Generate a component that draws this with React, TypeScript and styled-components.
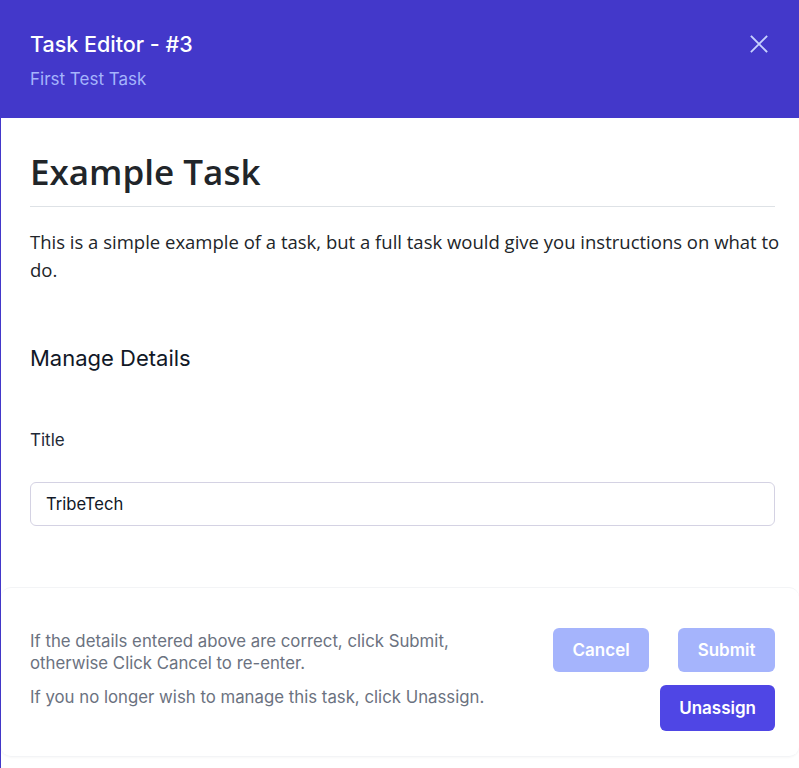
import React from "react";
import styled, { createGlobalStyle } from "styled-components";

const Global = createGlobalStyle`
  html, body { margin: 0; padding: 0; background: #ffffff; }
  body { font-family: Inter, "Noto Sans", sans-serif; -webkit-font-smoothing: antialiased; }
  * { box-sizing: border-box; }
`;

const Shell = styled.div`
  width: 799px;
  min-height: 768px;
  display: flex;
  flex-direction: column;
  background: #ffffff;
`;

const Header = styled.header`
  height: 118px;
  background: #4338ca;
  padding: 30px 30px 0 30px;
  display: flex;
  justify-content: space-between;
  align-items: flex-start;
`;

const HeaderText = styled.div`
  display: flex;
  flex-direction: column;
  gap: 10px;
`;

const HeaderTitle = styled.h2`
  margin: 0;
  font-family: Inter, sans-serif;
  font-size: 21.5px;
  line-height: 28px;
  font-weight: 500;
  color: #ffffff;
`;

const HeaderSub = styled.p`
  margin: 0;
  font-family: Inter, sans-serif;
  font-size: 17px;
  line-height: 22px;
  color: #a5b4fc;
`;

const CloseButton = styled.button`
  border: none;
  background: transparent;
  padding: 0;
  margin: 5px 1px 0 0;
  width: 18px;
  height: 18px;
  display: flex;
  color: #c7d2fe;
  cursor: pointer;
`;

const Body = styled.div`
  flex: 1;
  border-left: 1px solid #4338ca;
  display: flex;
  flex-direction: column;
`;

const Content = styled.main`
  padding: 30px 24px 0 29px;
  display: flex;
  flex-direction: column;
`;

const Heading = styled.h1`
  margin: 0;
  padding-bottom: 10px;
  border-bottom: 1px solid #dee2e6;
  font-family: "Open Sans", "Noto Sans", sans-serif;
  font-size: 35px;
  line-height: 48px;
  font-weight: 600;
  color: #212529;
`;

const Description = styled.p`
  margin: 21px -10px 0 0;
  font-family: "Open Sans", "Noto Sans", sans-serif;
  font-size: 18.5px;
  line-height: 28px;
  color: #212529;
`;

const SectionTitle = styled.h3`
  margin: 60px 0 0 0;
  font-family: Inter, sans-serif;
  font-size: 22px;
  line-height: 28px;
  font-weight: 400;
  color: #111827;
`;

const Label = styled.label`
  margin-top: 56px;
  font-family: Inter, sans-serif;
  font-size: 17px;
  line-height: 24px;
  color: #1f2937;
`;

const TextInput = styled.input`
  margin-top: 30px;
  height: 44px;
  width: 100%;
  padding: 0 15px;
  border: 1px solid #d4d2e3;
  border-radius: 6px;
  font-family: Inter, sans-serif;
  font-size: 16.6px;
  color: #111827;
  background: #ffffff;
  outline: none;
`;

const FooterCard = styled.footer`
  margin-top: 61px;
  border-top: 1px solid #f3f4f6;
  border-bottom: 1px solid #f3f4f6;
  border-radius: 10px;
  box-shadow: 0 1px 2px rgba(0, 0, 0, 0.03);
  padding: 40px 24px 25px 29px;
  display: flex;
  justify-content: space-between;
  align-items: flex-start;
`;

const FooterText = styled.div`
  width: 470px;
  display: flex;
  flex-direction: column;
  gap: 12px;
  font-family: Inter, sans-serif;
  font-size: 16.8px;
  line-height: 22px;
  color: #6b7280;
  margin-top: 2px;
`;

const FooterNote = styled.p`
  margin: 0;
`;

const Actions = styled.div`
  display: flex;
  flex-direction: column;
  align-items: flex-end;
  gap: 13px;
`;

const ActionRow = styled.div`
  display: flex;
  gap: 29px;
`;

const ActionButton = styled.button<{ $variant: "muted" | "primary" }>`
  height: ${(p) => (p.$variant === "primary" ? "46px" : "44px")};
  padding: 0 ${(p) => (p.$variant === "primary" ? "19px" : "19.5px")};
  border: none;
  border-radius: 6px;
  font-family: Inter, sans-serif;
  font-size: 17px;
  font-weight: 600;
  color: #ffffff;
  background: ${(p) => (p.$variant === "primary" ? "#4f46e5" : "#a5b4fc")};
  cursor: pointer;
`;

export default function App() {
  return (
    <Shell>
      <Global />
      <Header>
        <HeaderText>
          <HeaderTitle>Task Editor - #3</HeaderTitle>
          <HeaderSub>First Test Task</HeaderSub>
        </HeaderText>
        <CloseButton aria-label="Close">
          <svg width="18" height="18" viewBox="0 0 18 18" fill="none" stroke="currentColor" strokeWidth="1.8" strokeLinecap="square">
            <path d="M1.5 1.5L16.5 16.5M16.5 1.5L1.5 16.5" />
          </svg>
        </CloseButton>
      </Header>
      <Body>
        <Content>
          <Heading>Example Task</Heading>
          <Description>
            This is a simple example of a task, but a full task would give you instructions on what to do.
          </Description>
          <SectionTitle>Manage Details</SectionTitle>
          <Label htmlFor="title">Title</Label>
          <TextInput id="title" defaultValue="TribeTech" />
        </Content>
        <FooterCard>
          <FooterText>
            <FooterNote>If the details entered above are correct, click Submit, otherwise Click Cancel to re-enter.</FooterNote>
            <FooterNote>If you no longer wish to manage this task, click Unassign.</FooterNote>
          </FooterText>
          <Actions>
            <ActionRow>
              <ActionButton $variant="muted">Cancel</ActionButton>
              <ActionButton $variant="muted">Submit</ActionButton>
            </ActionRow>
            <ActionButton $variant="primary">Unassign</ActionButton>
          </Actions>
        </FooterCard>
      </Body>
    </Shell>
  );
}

STATED TASK: Repeat the data exactly, without the pictures.

EXERCISE RESPONSE:
Generate a component that draws this with React, TypeScript and styled-components.
import React from "react";
import styled, { createGlobalStyle } from "styled-components";

const Global = createGlobalStyle`
  html, body { margin: 0; padding: 0; background: #ffffff; }
  body { font-family: Inter, "Noto Sans", sans-serif; -webkit-font-smoothing: antialiased; }
  * { box-sizing: border-box; }
`;

const Shell = styled.div`
  width: 799px;
  min-height: 768px;
  display: flex;
  flex-direction: column;
  background: #ffffff;
`;

const Header = styled.header`
  height: 118px;
  background: #4338ca;
  padding: 30px 30px 0 30px;
  display: flex;
  justify-content: space-between;
  align-items: flex-start;
`;

const HeaderText = styled.div`
  display: flex;
  flex-direction: column;
  gap: 10px;
`;

const HeaderTitle = styled.h2`
  margin: 0;
  font-family: Inter, sans-serif;
  font-size: 21.5px;
  line-height: 28px;
  font-weight: 500;
  color: #ffffff;
`;

const HeaderSub = styled.p`
  margin: 0;
  font-family: Inter, sans-serif;
  font-size: 17px;
  line-height: 22px;
  color: #a5b4fc;
`;

const CloseButton = styled.button`
  border: none;
  background: transparent;
  padding: 0;
  margin: 5px 1px 0 0;
  width: 18px;
  height: 18px;
  display: flex;
  color: #c7d2fe;
  cursor: pointer;
`;

const Body = styled.div`
  flex: 1;
  border-left: 1px solid #4338ca;
  display: flex;
  flex-direction: column;
`;

const Content = styled.main`
  padding: 30px 24px 0 29px;
  display: flex;
  flex-direction: column;
`;

const Heading = styled.h1`
  margin: 0;
  padding-bottom: 10px;
  border-bottom: 1px solid #dee2e6;
  font-family: "Open Sans", "Noto Sans", sans-serif;
  font-size: 35px;
  line-height: 48px;
  font-weight: 600;
  color: #212529;
`;

const Description = styled.p`
  margin: 21px -10px 0 0;
  font-family: "Open Sans", "Noto Sans", sans-serif;
  font-size: 18.5px;
  line-height: 28px;
  color: #212529;
`;

const SectionTitle = styled.h3`
  margin: 60px 0 0 0;
  font-family: Inter, sans-serif;
  font-size: 22px;
  line-height: 28px;
  font-weight: 400;
  color: #111827;
`;

const Label = styled.label`
  margin-top: 56px;
  font-family: Inter, sans-serif;
  font-size: 17px;
  line-height: 24px;
  color: #1f2937;
`;

const TextInput = styled.input`
  margin-top: 30px;
  height: 44px;
  width: 100%;
  padding: 0 15px;
  border: 1px solid #d4d2e3;
  border-radius: 6px;
  font-family: Inter, sans-serif;
  font-size: 16.6px;
  color: #111827;
  background: #ffffff;
  outline: none;
`;

const FooterCard = styled.footer`
  margin-top: 61px;
  border-top: 1px solid #f3f4f6;
  border-bottom: 1px solid #f3f4f6;
  border-radius: 10px;
  box-shadow: 0 1px 2px rgba(0, 0, 0, 0.03);
  padding: 40px 24px 25px 29px;
  display: flex;
  justify-content: space-between;
  align-items: flex-start;
`;

const FooterText = styled.div`
  width: 470px;
  display: flex;
  flex-direction: column;
  gap: 12px;
  font-family: Inter, sans-serif;
  font-size: 16.8px;
  line-height: 22px;
  color: #6b7280;
  margin-top: 2px;
`;

const FooterNote = styled.p`
  margin: 0;
`;

const Actions = styled.div`
  display: flex;
  flex-direction: column;
  align-items: flex-end;
  gap: 13px;
`;

const ActionRow = styled.div`
  display: flex;
  gap: 29px;
`;

const ActionButton = styled.button<{ $variant: "muted" | "primary" }>`
  height: ${(p) => (p.$variant === "primary" ? "46px" : "44px")};
  padding: 0 ${(p) => (p.$variant === "primary" ? "19px" : "19.5px")};
  border: none;
  border-radius: 6px;
  font-family: Inter, sans-serif;
  font-size: 17px;
  font-weight: 600;
  color: #ffffff;
  background: ${(p) => (p.$variant === "primary" ? "#4f46e5" : "#a5b4fc")};
  cursor: pointer;
`;

export default function App() {
  return (
    <Shell>
      <Global />
      <Header>
        <HeaderText>
          <HeaderTitle>Task Editor - #3</HeaderTitle>
          <HeaderSub>First Test Task</HeaderSub>
        </HeaderText>
        <CloseButton aria-label="Close">
          <svg width="18" height="18" viewBox="0 0 18 18" fill="none" stroke="currentColor" strokeWidth="1.8" strokeLinecap="square">
            <path d="M1.5 1.5L16.5 16.5M16.5 1.5L1.5 16.5" />
          </svg>
        </CloseButton>
      </Header>
      <Body>
        <Content>
          <Heading>Example Task</Heading>
          <Description>
            This is a simple example of a task, but a full task would give you instructions on what to do.
          </Description>
          <SectionTitle>Manage Details</SectionTitle>
          <Label htmlFor="title">Title</Label>
          <TextInput id="title" defaultValue="TribeTech" />
        </Content>
        <FooterCard>
          <FooterText>
            <FooterNote>If the details entered above are correct, click Submit, otherwise Click Cancel to re-enter.</FooterNote>
            <FooterNote>If you no longer wish to manage this task, click Unassign.</FooterNote>
          </FooterText>
          <Actions>
            <ActionRow>
              <ActionButton $variant="muted">Cancel</ActionButton>
              <ActionButton $variant="muted">Submit</ActionButton>
            </ActionRow>
            <ActionButton $variant="primary">Unassign</ActionButton>
          </Actions>
        </FooterCard>
      </Body>
    </Shell>
  );
}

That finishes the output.